# Start of Source data

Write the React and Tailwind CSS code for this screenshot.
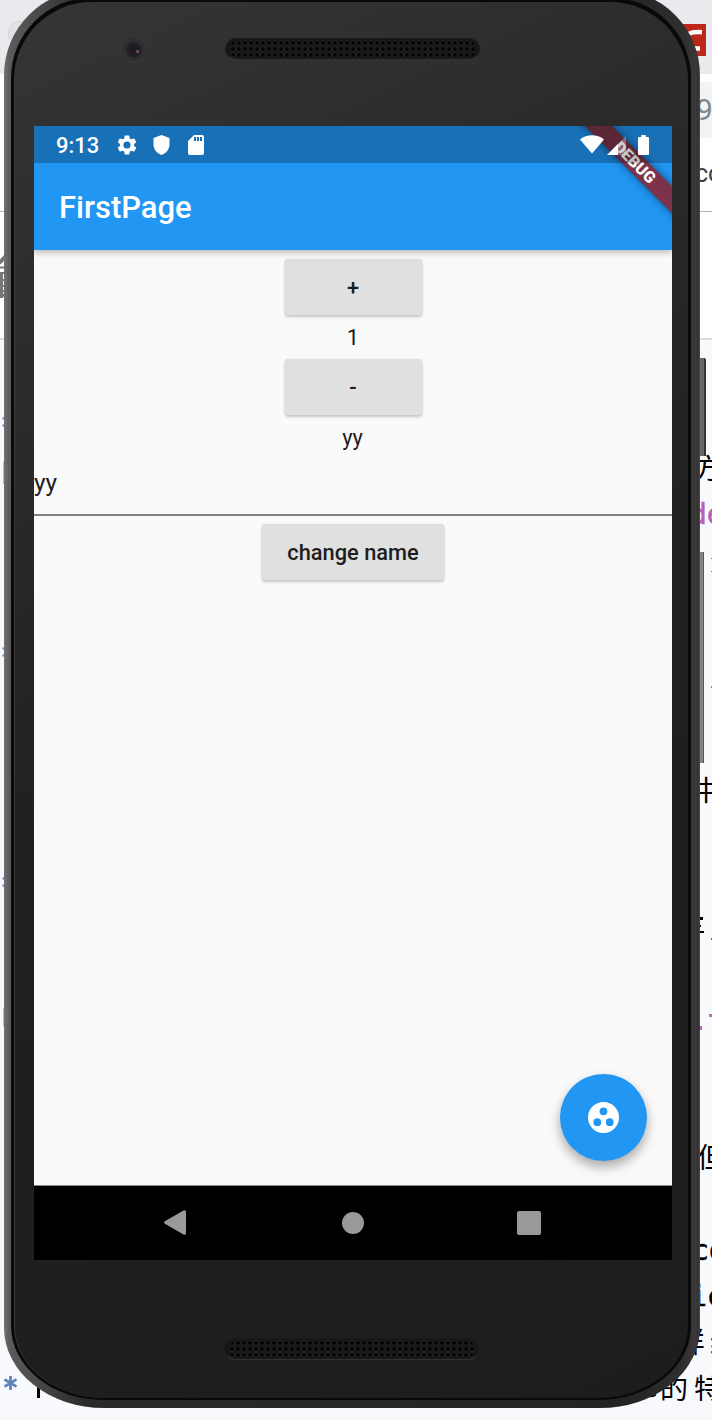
import React from "react";

function Speaker({ className }) {
  return (
    <div className={`flex h-[22px] w-[255px] shrink-0 items-center justify-center rounded-full bg-[#161616] border border-[#1c1c1c] border-b-[#343434] ${className}`}>
      <div className="h-[18px] w-[246px] rounded-full bg-[radial-gradient(circle,#020202_1.4px,#222222_2.2px,#171717_3px)] bg-[length:6px_6px]" />
    </div>
  );
}

function RaisedButton({ children, className }) {
  return (
    <button className={`h-[56px] shrink-0 rounded-[3px] bg-[#e0e0e0] pt-px font-medium text-[21.8px] leading-[56px] text-[#1d1d1d] shadow-[0_2px_3px_rgba(0,0,0,0.2),0_0_2px_rgba(0,0,0,0.1)] ${className}`}>
      {children}
    </button>
  );
}

function Desktop() {
  const cjk = "font-['Noto_Sans_CJK_SC',sans-serif]";
  const mono = "font-['DejaVu_Sans_Mono',monospace] [-webkit-text-stroke:0.5px_currentColor]";
  return (
    <div className="absolute inset-0 overflow-hidden bg-[#f8f9fc]">
      <div className="h-[74px] bg-[#e8eaed]" />
      <div className="h-[137px] bg-white pt-[8px]">
        <div className="ml-auto flex h-[56px] w-[60px] items-center bg-[#f1f3f5] pl-[44px] font-['Roboto',sans-serif] text-[30px] leading-[56px] text-[#80868b]">9</div>
        <div className="ml-auto w-[17px] whitespace-nowrap pt-[20px] font-['Roboto',sans-serif] text-[25px] leading-[32px] text-[#3c4043]">co</div>
      </div>
      <div className="h-px bg-[#b4b4b4]" />
      <div className="h-[126px] bg-white" />
      <div className="h-[2px] bg-[#dcdcde]" />
      <div className="absolute left-[8px] top-[21px] size-[24px] rounded-full border border-[#d0d0d0] bg-[#e2e3e3]" />
      <div className="absolute left-[670px] top-[24px] h-[32px] w-[36px] overflow-hidden bg-[#bd271a]">
        <svg viewBox="0 0 36 32" className="size-full" fill="none" stroke="#fff" strokeWidth="4.5">
          <path d="M32 8.200C23 7.600 16 8.500 14 15s5 9.500 16 9.500" />
        </svg>
      </div>
      <svg className="absolute left-0 top-[253px]" width="8" height="48" viewBox="0 0 8 48" fill="none" stroke="#777">
        <path d="M-1 10L6 3" strokeWidth="4" />
        <path d="M0 14.500h8M0 20h8M0 27h8M0 33h8M0 38h8" strokeWidth="2" />
        <path d="M1.500 20v25M0 44l6-3" strokeWidth="3" />
      </svg>
      {[415, 645, 875].map((y) => (
        <svg key={y} className="absolute left-[2px]" style={{ top: y }} width="4" height="18" viewBox="0 0 4 18" fill="none" stroke="#5b9ed2" strokeWidth="2">
          <path d="M.5 3l3 1.500M.5 11l3-1.500M2 15h2" />
        </svg>
      ))}
      <span className="absolute left-[3px] top-[462px] h-[22px] w-px bg-[#b8bcc0]" />
      <span className="absolute left-[3px] top-[1008px] h-[18px] w-px bg-[#e6aaa0]" />
      <span className={`absolute left-[694px] top-[448px] text-[28px] leading-[38px] text-black ${cjk}`}>方</span>
      <span className={`absolute left-[690px] top-[498px] text-[28px] leading-[34px] text-[#b55fb9] ${mono}`}>de</span>
      <span className="absolute left-[711px] top-[558px] h-[14px] w-px border-y border-[#777]" />
      <span className="absolute left-[711px] top-[686px] h-[2px] w-px bg-[#888]" />
      <span className={`absolute left-[687px] top-[770px] text-[28px] leading-[38px] text-black ${cjk}`}>井</span>
      <span className="absolute left-[699px] top-[917px] h-[3px] w-[4px] bg-black" />
      <span className="absolute left-[699px] top-[925px] h-[2px] w-[2px] bg-black" />
      <span className="absolute left-[699px] top-[931px] h-[2px] w-[5px] bg-black" />
      <span className="absolute left-[711px] top-[938px] h-[2px] w-px bg-[#666]" />
      <span className="absolute left-[709px] top-[1014px] h-[3px] w-[3px] bg-[#bc68bd]" />
      <span className="absolute left-[699px] top-[1026px] h-[4px] w-[3px] bg-[#bc68bd]" />
      <span className={`absolute left-[697px] top-[1137px] text-[28px] leading-[38px] text-black ${cjk}`}>但</span>
      <span className={`absolute left-[692px] top-[1234px] text-[28px] leading-[34px] text-black ${mono}`}>co</span>
      <span className={`absolute left-[690px] top-[1280px] text-[28px] leading-[34px] text-black ${mono}`}>ic</span>
      <span className={`absolute left-[677px] top-[1322px] text-[28px] leading-[38px] text-black ${cjk}`}>样</span>
      <span className={`absolute left-[710px] top-[1322px] text-[28px] leading-[38px] text-black ${cjk}`}>约</span>
      <span className={`absolute left-[641px] top-[1371px] text-[28px] leading-[34px] text-black ${mono}`}>e</span>
      <span className={`absolute left-[660px] top-[1368px] text-[28px] leading-[38px] text-black ${cjk}`}>的</span>
      <span className={`absolute left-[694px] top-[1368px] text-[28px] leading-[38px] text-black ${cjk}`}>特</span>
      <svg className="absolute left-[4px] top-[1376px]" width="13" height="14" viewBox="0 0 13 14" stroke="#5d87ba" strokeWidth="2.800">
        <path d="M6.500 0v14M.5 3.500l12 7M12.500 3.500l-12 7" />
      </svg>
      <span className="absolute left-[37px] top-[1376px] h-[22px] w-[3px] bg-black" />
    </div>
  );
}

function StatusBar() {
  return (
    <div className="relative z-20 flex h-[37px] shrink-0 items-center bg-black/25 pl-[22px] pt-px text-white">
      <span className="w-[60.5px] text-[22px] font-medium leading-[37px]">9:13</span>
      <svg viewBox="1.900 2 20.200 20" className="h-[20px] w-[20px]" fill="currentColor">
        <path d="M19.140 12.940c.04-.3.060-.61.060-.94s-.02-.64-.07-.94l2.030-1.580a.49.49 0 0 0 .12-.61l-1.920-3.320a.488.488 0 0 0-.59-.22l-2.390.96c-.5-.38-1.030-.7-1.620-.94l-.36-2.540A.484.484 0 0 0 13.920 2.400h-3.840c-.24 0-.43.17-.47.41l-.36 2.540c-.59.24-1.130.57-1.620.94l-2.390-.96a.49.49 0 0 0-.59.22L2.740 8.870c-.12.21-.08.47.12.610l2.030 1.580c-.05.3-.09.63-.09.94s.02.64.07.94l-2.030 1.580a.49.49 0 0 0-.12.61l1.920 3.320c.12.22.37.29.59.22l2.390-.96c.5.38 1.030.7 1.620.94l.36 2.540c.05.24.24.41.48.41h3.840c.24 0 .44-.17.47-.41l.36-2.540c.59-.24 1.130-.56 1.620-.94l2.390.96c.22.080.47 0 .59-.22l1.920-3.320a.49.49 0 0 0-.12-.61l-2.010-1.580zM12 15.600a3.600 3.600 0 1 1 0-7.200 3.600 3.600 0 0 1 0 7.200z" />
      </svg>
      <svg viewBox="0 0 17 20" className="ml-[16px] h-[20px] w-[17px]" fill="currentColor">
        <path d="M8.500 0L.5 3v6.500C.5 14 3.800 18.500 8.500 20c4.700-1.500 8-6 8-10.500V3z" />
      </svg>
      <svg viewBox="0 0 16 20" className="ml-[18px] h-[20px] w-[16px]" fill="currentColor" fillRule="evenodd">
        <path d="M6 0h8a2 2 0 0 1 2 2v16a2 2 0 0 1-2 2H2a2 2 0 0 1-2-2V6zM6 2v4h2V2zM9 2v4h2V2zM12 2v4h2V2z" />
      </svg>
      <svg viewBox="0 0 24 19" className="-mt-[2px] ml-auto h-[19px] w-[24px]" fill="currentColor">
        <path d="M0 4.500C7-1.100 17-1.100 24 4.500L12 18.500z" />
      </svg>
      <svg viewBox="0 0 19 19" className="ml-[3px] h-[19px] w-[19px]" fill="currentColor">
        <path d="M0 19H19V0z" opacity="0.3" />
        <path d="M0 19H11V8z" />
      </svg>
      <svg viewBox="0 0 12 20" className="-mt-px ml-[12px] mr-[23px] h-[20px] w-[11px]" preserveAspectRatio="none" fill="currentColor">
        <path d="M3.500 0h5v2H11q1 0 1 1v16q0 1-1 1H1q-1 0-1-1V3q0-1 1-1h2.500z" />
      </svg>
    </div>
  );
}

function Camera() {
  return (
    <div className="ml-[86px] mt-[34px] flex size-[27px] items-center justify-center rounded-full border border-[#3d3939] bg-[#302f30]">
      <div className="flex size-[16px] items-center justify-end rounded-full bg-[radial-gradient(circle,#19181f_0%,#252329_70%,#303034_100%)] pr-[3px] pt-[4px]">
        <span className="size-[3px] rounded-full bg-[#865052]" />
      </div>
    </div>
  );
}

function Screen() {
  return (
    <div className="relative ml-[19px] flex h-[1134px] w-[638px] shrink-0 flex-col overflow-hidden bg-[#fafafa] font-['Roboto',sans-serif] text-[#1d1d1d]">
      <header className="flex h-[124px] shrink-0 flex-col bg-[#2196f3] shadow-[0_2px_7px_rgba(0,0,0,0.3)]">
        <StatusBar />
        <h1 className="pl-[25px] pt-px text-[31px] font-medium leading-[88px] text-white">FirstPage</h1>
      </header>
      <div className="absolute left-[501.250px] top-[27.400px] z-10 h-[18.700px] w-[200px] rotate-45 bg-[#931a1e]/80 text-center text-[16px] font-black leading-[19px] text-white shadow-[0_0_9px_rgba(0,0,0,0.5)]">
        DEBUG
      </div>
      <main className="flex h-[935px] flex-col items-center pt-[9px]">
        <RaisedButton className="w-[137px]">+</RaisedButton>
        <p className="h-[43.5px] text-[21.800px] leading-[45px]">1</p>
        <RaisedButton className="w-[137px]">-</RaisedButton>
        <p className="h-[43.5px] pr-px text-[21.800px] leading-[46px]">yy</p>
        <div className="h-[58px] w-full border-b-2 border-[#828282] text-[24.500px] leading-[50px]">yy</div>
        <RaisedButton className="mt-[8px] w-[182px]">change name</RaisedButton>
      </main>
      <div className="absolute bottom-[99px] right-[25px] flex size-[87px] items-center justify-center rounded-full bg-[#2196f3] shadow-[0_6px_12px_rgba(0,0,0,0.33)]">
        <svg viewBox="0 0 20 20" className="size-[31px]" fill="#fff" fillRule="evenodd">
          <path d="M10 0a10 10 0 1 0 0 20a10 10 0 0 0 0-20zM10 3.500a2.500 2.500 0 1 1 0 5a2.500 2.500 0 0 1 0-5zM6 10.500a2.500 2.500 0 1 1 0 5a2.500 2.500 0 0 1 0-5zM14 10.500a2.500 2.500 0 1 1 0 5a2.500 2.500 0 0 1 0-5z" />
        </svg>
      </div>
      <nav className="flex h-[75px] shrink-0 items-center border-t border-[#888] bg-black pb-px pl-[130px] pr-[131px]">
        <svg viewBox="0 0 22 25" className="h-[25px] w-[22px]" fill="#999">
          <path d="M22 1.500v22q-.6 2-2.500 1L.8 13.700q-1.200-1.200 0-2.400L19.500.5q1.900-1 2.500 1z" />
        </svg>
        <span className="ml-[155.5px] size-[22px] rounded-full bg-[#999]" />
        <span className="ml-auto size-[24px] rounded-[2px] bg-[#999]" />
      </nav>
    </div>
  );
}

export default function App() {
  return (
    <div className="relative h-[1420px] w-[712px] overflow-hidden">
      <Desktop />
      <div className="absolute left-[698px] top-[358px] h-[98px] w-[8px] rounded-tr-[2px] border-r-2 border-[#333] bg-[#686767]" />
      <div className="absolute left-[698px] top-[552px] h-[211px] w-[6px] border-r border-[#555] bg-[#858484]" />
      <div className="absolute left-[4px] top-[-10px] h-[1418px] w-[696px] rounded-t-[85px] rounded-b-[100px_80px] bg-[linear-gradient(90deg,#747272_0px,#5d5b5c_5px,#4e4c4d_30px,#2b2a2a_80px,#242324_620px,#302e2f_680px,#3b3839_692px,#343132_694px,#4a4848_696px)] pb-[8px] pl-[7px] pr-[9px] pt-[8px]">
        <div className="h-full rounded-t-[80px] rounded-b-[92px_74px] bg-[#090909] px-[3px] pb-[2px] pt-[4px]">
          <div className="flex h-full flex-col rounded-t-[78px] rounded-b-[90px_72px] border-l border-[#3b3b3b] bg-[linear-gradient(155deg,#353536_0%,#2d2d2d_18%,#202020_50%,#1d1d1e_100%)]">
            <div className="flex h-[124px] shrink-0 items-start pl-[19px]">
              <Camera />
              <Speaker className="ml-[78px] mt-[36px]" />
            </div>
            <Screen />
            <Speaker className="ml-[209px] mt-[78px]" />
          </div>
        </div>
      </div>
    </div>
  );
}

# End of Source data

▶ [Work to complete]:
Without any pictures, reproduce the lines from the first one in the material through the line that has "import React from", exactly as they appear.

▶ [Final answer]:
Write the React and Tailwind CSS code for this screenshot.
import React from "react";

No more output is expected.